STORED DATA >>
+ + + + + + +

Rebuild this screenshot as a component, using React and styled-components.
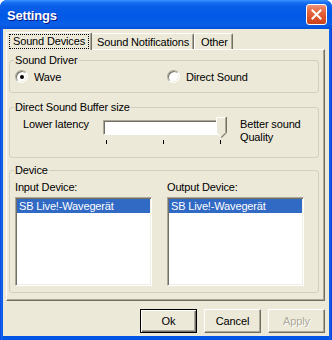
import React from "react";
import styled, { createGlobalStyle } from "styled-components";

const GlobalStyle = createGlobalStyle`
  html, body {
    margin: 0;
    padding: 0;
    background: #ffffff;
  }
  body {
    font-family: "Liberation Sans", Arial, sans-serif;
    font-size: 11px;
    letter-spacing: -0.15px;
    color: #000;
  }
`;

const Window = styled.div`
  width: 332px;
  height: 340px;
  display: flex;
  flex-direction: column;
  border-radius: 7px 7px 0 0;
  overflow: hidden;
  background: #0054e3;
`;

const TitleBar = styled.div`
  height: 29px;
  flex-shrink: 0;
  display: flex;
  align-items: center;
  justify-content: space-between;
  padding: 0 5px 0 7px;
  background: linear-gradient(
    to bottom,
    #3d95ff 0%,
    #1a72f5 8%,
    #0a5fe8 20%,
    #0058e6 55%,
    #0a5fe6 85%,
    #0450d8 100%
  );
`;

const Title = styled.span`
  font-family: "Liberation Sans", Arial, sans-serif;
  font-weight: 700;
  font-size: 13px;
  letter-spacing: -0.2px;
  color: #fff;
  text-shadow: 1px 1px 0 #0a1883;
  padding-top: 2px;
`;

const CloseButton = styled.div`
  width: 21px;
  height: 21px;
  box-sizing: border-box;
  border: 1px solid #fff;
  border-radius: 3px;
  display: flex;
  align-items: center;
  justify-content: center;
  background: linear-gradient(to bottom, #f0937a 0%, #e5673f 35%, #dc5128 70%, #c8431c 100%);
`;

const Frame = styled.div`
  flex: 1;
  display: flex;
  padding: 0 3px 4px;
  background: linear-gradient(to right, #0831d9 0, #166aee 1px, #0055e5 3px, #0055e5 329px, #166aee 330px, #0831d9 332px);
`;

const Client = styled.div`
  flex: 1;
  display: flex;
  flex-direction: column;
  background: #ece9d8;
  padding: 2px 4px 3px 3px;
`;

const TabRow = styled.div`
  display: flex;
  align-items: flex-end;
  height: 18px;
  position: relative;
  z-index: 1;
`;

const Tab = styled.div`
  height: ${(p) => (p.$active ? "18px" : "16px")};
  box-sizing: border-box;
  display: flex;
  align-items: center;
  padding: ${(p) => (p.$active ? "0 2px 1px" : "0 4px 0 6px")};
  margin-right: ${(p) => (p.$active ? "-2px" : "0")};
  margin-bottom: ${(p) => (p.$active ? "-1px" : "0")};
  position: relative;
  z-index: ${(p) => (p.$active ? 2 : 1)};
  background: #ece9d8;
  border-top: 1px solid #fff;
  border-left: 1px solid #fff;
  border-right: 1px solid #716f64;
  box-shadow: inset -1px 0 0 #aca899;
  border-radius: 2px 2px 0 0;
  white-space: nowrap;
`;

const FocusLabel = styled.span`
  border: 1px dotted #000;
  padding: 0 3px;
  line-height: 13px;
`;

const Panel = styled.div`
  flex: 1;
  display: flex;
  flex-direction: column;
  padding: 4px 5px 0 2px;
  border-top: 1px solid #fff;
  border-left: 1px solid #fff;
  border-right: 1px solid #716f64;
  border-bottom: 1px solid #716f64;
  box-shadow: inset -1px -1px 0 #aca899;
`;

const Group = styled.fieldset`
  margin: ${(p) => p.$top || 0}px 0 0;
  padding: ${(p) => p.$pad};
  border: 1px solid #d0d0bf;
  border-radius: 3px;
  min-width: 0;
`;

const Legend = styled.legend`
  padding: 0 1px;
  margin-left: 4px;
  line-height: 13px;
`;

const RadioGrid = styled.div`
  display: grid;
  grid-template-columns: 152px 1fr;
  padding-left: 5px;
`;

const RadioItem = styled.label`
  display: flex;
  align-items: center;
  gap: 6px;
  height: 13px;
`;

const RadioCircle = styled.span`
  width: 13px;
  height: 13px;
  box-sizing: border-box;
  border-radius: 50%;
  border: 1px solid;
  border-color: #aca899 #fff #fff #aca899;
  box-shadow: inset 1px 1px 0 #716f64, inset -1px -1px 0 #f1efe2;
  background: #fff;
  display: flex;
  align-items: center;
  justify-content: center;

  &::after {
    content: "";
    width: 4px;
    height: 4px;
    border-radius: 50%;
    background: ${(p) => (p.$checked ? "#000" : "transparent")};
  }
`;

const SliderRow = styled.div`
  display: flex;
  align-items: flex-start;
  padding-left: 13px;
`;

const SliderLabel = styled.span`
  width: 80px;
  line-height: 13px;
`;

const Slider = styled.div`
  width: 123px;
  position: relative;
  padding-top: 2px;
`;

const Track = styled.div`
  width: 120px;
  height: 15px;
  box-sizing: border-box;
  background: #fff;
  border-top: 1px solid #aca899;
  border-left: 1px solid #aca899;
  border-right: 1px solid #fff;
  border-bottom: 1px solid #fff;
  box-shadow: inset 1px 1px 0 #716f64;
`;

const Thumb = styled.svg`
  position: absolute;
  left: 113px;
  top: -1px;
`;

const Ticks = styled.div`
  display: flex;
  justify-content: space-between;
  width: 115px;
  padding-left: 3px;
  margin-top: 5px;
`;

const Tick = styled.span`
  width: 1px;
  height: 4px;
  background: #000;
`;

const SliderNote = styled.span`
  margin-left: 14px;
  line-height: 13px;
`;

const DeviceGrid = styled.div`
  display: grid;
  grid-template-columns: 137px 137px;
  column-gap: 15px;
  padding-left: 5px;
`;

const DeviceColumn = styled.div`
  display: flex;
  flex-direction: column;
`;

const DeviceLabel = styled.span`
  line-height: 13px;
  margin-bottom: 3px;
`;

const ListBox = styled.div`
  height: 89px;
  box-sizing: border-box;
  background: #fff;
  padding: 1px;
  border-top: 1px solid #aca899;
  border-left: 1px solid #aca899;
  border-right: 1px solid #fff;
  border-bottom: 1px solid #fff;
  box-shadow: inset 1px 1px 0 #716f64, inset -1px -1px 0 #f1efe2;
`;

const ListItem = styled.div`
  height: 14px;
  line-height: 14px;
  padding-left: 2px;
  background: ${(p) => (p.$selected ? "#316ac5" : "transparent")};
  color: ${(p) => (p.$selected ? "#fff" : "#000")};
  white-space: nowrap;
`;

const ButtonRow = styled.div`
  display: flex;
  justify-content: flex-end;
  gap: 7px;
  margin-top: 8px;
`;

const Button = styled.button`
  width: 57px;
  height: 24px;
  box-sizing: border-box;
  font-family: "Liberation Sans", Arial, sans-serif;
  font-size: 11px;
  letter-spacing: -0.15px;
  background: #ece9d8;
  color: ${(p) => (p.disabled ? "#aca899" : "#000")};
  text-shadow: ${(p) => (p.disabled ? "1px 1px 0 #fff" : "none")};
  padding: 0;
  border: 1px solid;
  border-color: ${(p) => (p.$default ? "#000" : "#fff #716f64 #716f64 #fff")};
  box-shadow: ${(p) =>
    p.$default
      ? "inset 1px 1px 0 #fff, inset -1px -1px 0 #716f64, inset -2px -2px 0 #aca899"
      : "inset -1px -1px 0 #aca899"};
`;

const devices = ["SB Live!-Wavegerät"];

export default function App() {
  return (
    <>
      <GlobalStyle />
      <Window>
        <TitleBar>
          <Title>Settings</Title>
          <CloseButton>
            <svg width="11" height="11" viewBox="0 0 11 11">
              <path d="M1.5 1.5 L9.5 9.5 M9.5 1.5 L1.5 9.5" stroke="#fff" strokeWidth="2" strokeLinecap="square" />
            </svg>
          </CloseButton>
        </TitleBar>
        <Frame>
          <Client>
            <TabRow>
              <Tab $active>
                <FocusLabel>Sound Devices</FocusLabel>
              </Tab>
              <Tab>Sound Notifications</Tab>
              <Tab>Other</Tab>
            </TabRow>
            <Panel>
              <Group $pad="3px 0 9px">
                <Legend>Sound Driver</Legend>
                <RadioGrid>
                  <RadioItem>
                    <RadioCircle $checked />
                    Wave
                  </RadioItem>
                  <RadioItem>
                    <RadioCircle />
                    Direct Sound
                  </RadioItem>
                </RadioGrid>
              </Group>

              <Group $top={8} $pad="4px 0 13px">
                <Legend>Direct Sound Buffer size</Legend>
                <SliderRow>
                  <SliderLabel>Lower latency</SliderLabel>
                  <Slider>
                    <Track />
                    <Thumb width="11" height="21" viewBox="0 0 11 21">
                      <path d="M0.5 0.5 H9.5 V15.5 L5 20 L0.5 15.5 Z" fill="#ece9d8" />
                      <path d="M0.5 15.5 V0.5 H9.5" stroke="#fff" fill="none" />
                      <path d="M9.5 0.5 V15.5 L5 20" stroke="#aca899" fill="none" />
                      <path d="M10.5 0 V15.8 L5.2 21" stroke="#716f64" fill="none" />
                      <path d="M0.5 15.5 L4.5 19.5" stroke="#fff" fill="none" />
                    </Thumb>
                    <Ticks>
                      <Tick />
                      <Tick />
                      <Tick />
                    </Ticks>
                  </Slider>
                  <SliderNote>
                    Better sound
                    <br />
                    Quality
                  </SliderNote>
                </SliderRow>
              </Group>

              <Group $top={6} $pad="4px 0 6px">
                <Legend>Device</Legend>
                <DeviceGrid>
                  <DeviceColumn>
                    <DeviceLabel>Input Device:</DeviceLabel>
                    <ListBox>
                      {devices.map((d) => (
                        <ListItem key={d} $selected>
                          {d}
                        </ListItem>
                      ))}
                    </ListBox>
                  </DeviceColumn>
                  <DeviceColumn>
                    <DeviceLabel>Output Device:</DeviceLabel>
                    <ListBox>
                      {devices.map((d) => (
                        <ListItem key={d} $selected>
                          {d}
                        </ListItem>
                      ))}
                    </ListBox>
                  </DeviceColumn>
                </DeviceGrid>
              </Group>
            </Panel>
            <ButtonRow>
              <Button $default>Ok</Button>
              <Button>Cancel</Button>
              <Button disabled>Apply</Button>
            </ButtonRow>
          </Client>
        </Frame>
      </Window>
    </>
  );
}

+ + + + + + +

WHAT YOU HAVE TO DO >> Every line that holds the word "components" should be extracted.

RESPONSE TO THIS TASK >>
Rebuild this screenshot as a component, using React and styled-components.
import styled, { createGlobalStyle } from "styled-components";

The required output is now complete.